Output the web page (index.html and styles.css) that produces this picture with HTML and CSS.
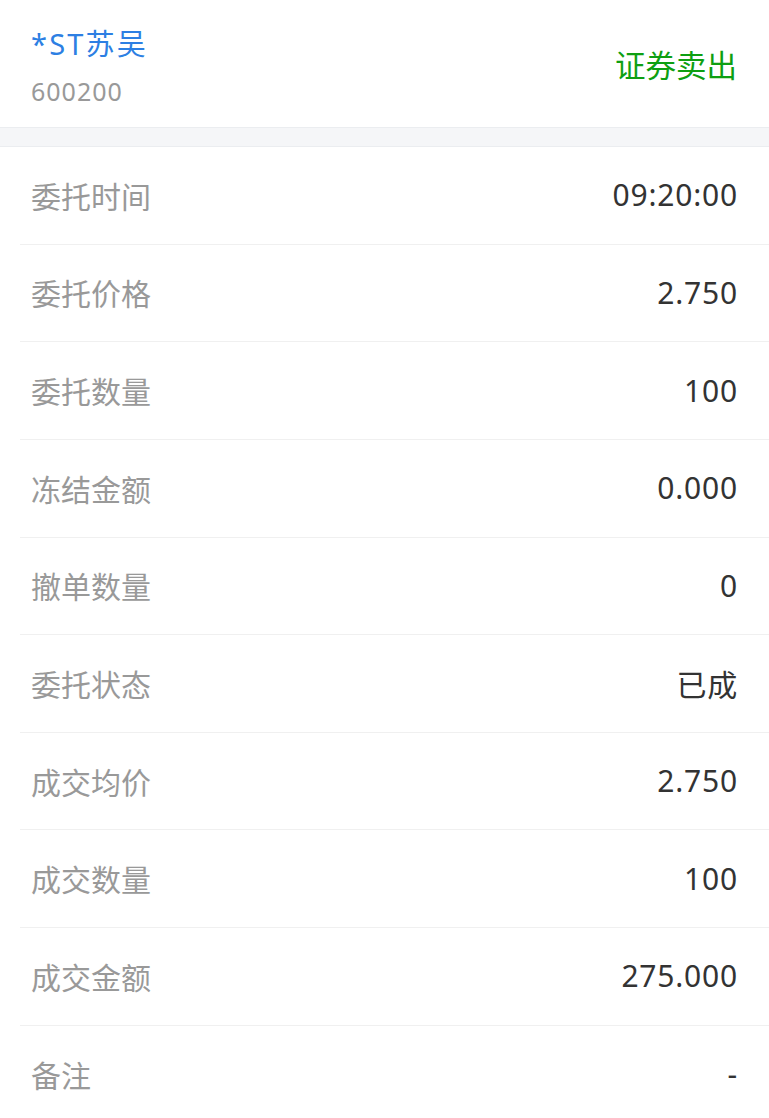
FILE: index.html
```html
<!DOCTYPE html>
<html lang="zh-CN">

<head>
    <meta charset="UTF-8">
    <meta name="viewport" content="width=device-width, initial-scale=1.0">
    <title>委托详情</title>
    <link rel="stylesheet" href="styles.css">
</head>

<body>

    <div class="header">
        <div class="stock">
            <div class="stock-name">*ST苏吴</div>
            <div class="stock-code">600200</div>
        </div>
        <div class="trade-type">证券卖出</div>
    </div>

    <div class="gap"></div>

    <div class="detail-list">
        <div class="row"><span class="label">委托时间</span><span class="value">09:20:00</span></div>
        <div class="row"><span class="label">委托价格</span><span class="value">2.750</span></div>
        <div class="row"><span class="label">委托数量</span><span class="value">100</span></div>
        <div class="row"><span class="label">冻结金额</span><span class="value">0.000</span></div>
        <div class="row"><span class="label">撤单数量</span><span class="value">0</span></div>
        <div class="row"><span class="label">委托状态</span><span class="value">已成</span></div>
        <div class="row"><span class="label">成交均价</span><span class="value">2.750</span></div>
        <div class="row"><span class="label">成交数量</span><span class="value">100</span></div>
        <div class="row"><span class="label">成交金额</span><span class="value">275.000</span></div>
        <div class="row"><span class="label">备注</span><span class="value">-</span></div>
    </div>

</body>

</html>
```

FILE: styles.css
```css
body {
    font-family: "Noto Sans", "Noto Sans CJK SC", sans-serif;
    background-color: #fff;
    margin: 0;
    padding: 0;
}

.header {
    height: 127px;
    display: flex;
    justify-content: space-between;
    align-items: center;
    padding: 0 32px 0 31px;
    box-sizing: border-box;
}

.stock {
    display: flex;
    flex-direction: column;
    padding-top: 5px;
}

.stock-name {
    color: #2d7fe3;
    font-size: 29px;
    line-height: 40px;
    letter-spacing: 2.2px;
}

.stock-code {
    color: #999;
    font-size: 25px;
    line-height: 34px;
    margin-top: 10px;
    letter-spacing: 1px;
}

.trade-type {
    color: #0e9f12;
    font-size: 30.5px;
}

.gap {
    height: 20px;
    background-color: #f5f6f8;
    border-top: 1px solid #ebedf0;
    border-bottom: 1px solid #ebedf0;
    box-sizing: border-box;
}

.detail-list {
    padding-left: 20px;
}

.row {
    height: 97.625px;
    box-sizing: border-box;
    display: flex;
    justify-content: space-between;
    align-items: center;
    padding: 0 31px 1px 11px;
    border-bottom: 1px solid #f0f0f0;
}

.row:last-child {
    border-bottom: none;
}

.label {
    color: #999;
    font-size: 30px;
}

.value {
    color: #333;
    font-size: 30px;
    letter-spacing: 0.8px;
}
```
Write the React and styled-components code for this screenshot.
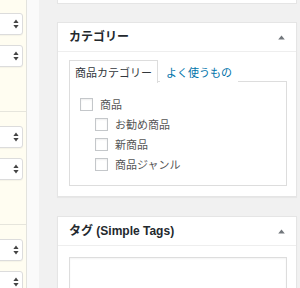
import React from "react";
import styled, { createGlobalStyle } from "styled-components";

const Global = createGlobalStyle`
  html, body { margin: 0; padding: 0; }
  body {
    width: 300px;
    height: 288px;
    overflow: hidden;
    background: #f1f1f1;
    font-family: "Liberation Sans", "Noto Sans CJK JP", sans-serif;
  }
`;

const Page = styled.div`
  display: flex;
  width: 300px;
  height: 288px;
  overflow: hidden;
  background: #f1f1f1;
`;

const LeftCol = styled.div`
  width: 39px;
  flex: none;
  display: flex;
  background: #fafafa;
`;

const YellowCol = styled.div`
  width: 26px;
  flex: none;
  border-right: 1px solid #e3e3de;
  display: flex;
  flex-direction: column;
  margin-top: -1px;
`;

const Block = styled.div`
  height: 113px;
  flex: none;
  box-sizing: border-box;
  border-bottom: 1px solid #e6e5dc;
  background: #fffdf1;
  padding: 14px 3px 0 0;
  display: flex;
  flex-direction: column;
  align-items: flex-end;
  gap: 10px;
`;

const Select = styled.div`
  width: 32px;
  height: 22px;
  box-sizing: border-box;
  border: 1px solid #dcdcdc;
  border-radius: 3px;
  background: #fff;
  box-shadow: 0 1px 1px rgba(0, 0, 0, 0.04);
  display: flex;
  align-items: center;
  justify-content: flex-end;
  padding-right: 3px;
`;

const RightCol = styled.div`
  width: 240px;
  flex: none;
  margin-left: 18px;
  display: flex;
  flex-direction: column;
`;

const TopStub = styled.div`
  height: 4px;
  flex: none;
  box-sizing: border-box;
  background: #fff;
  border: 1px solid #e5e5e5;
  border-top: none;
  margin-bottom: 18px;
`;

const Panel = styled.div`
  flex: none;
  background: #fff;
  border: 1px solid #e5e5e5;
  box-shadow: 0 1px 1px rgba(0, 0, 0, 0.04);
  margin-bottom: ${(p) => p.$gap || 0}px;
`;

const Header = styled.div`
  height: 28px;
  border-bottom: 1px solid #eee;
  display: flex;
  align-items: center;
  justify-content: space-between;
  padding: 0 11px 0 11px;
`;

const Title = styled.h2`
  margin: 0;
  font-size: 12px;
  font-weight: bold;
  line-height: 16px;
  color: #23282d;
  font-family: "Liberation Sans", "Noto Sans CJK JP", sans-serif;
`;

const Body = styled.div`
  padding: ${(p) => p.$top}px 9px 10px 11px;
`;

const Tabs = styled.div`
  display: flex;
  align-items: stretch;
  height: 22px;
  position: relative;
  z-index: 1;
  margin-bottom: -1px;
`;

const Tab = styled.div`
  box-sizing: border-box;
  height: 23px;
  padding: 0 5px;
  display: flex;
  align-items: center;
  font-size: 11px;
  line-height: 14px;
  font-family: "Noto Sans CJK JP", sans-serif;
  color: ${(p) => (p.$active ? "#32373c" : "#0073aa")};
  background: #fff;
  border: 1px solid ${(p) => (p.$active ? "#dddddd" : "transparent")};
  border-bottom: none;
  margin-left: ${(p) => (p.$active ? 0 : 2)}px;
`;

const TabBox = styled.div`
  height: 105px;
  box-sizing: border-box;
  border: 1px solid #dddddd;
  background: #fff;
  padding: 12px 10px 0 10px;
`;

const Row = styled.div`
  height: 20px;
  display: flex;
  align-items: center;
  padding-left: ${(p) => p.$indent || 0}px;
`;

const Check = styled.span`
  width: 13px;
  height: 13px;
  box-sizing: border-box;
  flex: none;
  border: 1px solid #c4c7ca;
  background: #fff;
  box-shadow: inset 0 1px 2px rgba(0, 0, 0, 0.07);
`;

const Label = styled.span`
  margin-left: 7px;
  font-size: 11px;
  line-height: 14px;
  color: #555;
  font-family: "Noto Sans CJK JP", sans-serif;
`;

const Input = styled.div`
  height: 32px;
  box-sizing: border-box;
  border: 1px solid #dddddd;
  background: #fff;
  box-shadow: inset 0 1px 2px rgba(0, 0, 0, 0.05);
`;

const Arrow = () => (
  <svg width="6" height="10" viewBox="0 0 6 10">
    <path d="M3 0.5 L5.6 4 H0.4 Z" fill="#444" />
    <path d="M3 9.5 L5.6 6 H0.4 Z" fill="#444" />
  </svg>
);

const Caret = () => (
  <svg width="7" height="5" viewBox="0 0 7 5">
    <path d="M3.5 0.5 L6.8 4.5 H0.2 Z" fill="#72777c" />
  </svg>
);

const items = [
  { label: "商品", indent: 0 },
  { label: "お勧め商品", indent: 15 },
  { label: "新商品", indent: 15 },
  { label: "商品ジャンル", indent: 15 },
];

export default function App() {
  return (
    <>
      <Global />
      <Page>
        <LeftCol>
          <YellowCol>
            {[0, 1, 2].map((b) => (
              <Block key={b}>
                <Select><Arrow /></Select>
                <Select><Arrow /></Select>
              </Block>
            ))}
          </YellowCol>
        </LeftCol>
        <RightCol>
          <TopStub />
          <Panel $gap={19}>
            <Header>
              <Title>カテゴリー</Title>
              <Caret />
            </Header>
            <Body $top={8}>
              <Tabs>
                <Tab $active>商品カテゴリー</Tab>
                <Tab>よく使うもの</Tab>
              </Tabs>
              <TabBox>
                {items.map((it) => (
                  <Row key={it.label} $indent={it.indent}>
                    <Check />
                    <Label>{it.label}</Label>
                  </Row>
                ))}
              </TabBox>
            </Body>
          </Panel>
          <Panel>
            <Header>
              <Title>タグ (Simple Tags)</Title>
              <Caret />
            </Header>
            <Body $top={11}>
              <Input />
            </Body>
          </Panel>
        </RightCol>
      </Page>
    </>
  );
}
========================
**REQUIRED WORK:** Find the lines containing "this" and list every one of them.

**EXPECTED ANSWER:**
Output the web page (index.html and styles.css) that produces this picture with HTML and CSS.
Write the React and styled-components code for this screenshot.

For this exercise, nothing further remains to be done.